#### Prompt:
Leave out every picture. Copy exactly the lines from the one holding "Generate a web" through the one holding "The picture is".

-- START OF Records shown --

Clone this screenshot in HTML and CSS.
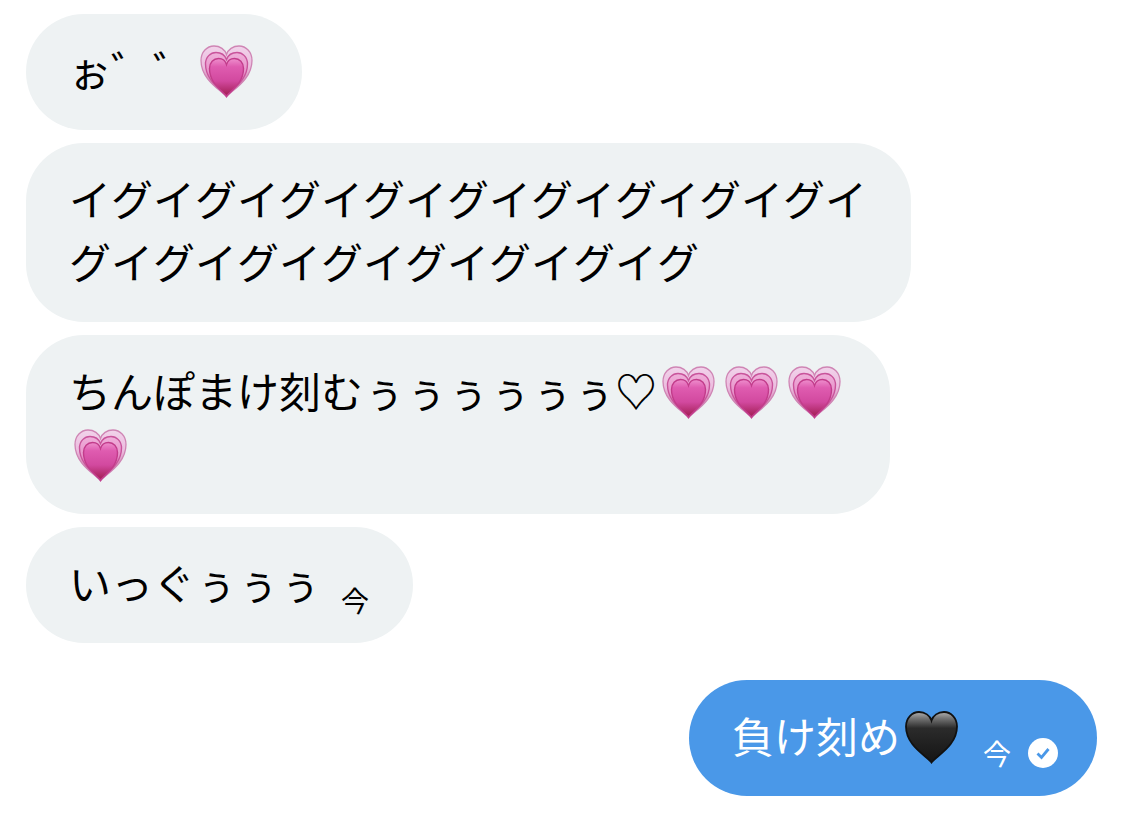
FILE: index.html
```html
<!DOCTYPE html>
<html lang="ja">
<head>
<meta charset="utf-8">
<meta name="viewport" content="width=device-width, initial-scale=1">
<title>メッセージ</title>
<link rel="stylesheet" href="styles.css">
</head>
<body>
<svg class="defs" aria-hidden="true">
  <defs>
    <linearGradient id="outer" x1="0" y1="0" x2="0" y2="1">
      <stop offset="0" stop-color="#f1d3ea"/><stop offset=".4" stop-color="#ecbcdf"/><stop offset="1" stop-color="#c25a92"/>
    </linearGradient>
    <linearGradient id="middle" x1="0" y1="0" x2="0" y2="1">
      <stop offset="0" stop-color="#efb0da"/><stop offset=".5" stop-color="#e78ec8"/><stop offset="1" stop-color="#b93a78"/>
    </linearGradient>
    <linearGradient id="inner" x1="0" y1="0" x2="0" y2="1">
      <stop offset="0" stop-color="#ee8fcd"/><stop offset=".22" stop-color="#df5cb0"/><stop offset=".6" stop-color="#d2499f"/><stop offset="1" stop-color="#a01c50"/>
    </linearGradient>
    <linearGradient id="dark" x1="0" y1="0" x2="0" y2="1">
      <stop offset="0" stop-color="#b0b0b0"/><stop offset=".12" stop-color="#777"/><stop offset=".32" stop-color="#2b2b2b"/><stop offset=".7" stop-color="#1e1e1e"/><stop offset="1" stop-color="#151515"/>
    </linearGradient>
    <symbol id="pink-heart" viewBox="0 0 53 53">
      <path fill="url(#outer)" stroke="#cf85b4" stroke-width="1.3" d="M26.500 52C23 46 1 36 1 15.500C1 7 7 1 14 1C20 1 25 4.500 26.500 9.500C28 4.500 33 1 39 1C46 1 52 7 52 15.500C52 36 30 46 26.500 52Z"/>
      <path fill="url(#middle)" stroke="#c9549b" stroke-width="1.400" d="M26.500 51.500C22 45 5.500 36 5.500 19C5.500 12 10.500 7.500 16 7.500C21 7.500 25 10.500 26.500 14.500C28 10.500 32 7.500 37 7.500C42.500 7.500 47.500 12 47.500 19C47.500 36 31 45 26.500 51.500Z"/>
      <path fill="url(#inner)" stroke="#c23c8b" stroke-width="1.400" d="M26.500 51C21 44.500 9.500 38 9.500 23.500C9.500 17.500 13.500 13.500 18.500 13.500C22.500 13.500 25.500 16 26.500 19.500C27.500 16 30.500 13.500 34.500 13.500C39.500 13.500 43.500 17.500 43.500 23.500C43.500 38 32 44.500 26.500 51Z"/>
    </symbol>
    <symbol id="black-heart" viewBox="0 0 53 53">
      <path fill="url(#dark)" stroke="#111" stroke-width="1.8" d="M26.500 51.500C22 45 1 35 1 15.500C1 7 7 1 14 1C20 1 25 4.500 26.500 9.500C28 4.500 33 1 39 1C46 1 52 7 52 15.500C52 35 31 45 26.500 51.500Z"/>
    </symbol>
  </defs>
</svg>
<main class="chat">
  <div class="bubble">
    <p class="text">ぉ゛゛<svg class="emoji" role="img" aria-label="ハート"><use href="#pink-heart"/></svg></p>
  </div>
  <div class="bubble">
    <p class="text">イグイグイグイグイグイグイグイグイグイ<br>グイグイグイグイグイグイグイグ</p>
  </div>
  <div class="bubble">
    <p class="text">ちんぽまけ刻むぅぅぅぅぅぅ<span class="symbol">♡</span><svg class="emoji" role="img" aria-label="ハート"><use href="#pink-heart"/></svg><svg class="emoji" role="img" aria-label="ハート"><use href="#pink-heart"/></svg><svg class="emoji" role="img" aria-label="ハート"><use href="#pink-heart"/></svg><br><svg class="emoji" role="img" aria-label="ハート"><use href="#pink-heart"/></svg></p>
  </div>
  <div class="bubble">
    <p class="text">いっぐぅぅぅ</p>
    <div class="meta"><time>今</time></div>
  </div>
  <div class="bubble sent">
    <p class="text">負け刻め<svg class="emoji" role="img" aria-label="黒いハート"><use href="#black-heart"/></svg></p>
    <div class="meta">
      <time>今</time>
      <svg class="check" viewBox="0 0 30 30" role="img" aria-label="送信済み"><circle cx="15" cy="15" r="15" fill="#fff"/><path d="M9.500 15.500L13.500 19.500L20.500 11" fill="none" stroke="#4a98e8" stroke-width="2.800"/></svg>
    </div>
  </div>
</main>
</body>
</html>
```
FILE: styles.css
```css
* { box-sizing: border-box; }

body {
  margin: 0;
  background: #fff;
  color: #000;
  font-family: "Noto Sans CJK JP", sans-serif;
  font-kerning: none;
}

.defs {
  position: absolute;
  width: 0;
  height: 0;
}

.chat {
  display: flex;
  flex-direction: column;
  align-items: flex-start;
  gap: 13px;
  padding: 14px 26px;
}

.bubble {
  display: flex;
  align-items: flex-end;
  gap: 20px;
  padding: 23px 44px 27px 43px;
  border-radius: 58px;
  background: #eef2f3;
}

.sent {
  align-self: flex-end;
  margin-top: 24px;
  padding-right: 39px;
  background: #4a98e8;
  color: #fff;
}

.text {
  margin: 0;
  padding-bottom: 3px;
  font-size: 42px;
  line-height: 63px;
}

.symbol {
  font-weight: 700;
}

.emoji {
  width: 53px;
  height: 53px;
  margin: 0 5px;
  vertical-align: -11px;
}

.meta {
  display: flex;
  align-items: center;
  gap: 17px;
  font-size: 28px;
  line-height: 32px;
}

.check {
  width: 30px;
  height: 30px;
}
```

-- END OF Records shown --
-- START OF Records shown --

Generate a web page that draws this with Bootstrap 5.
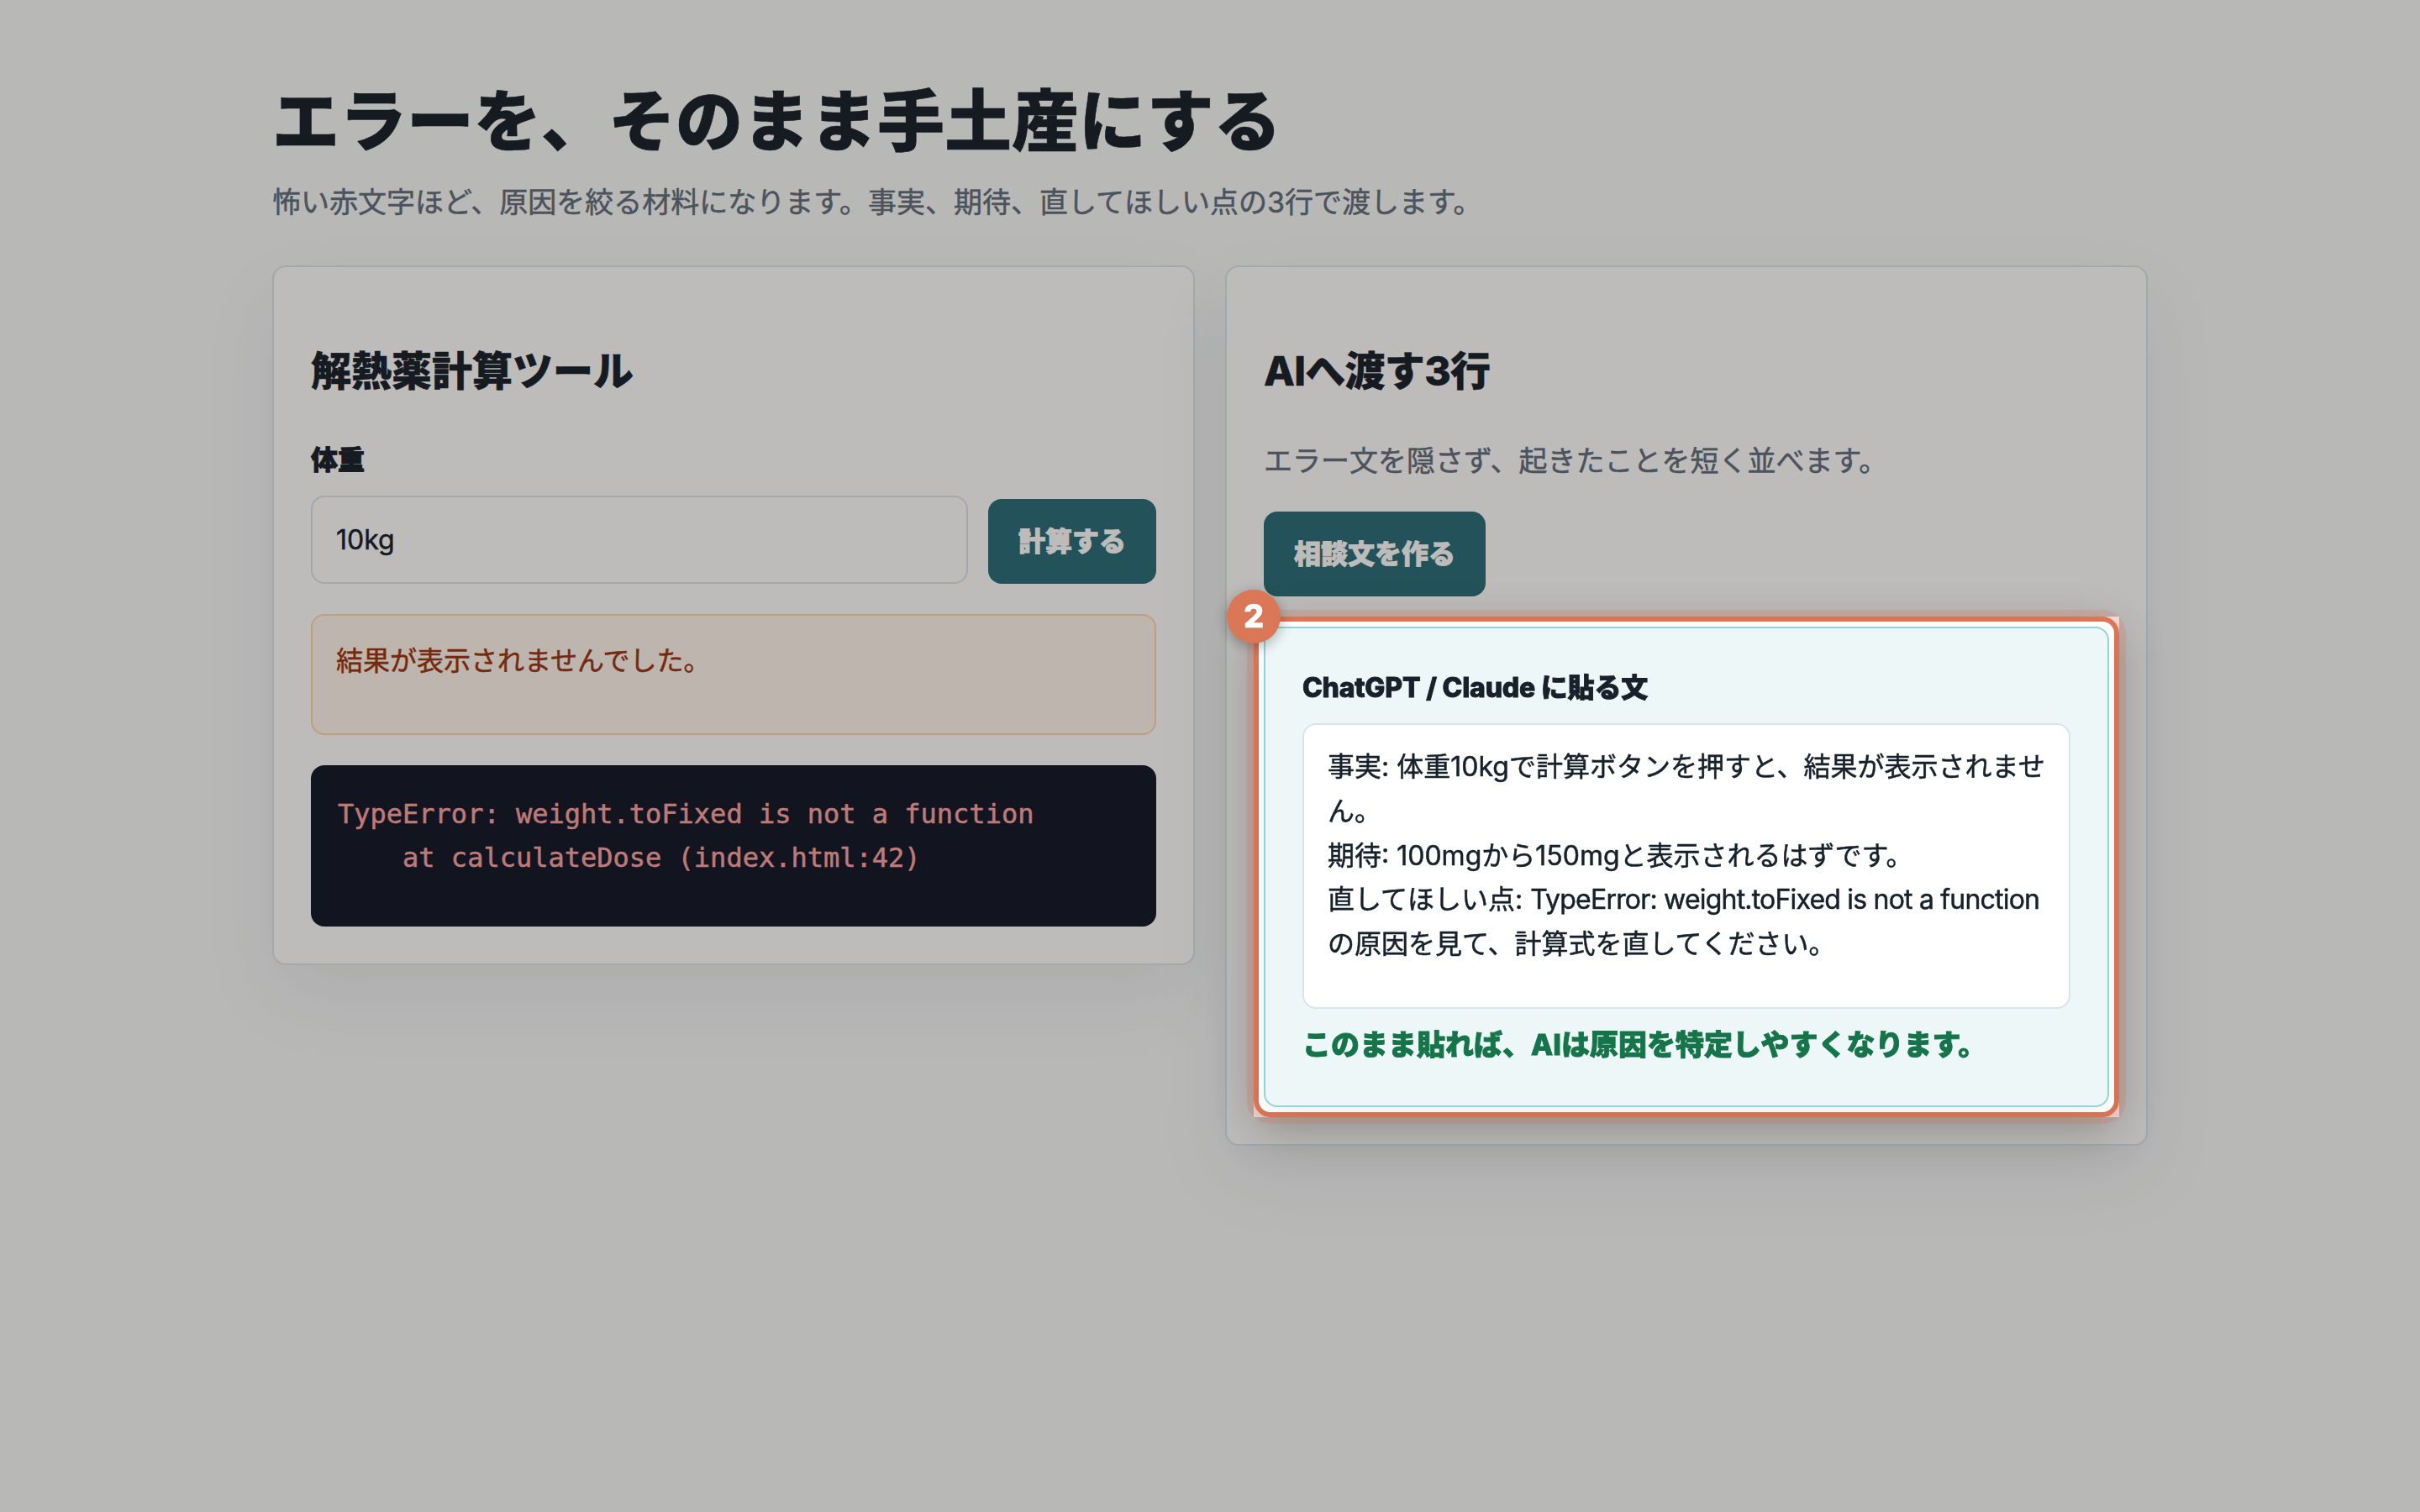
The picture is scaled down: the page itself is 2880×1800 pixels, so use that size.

-- END OF Records shown --

#### Result:
Generate a web page that draws this with Bootstrap 5.
The picture is scaled down: the page itself is 2880×1800 pixels, so use that size.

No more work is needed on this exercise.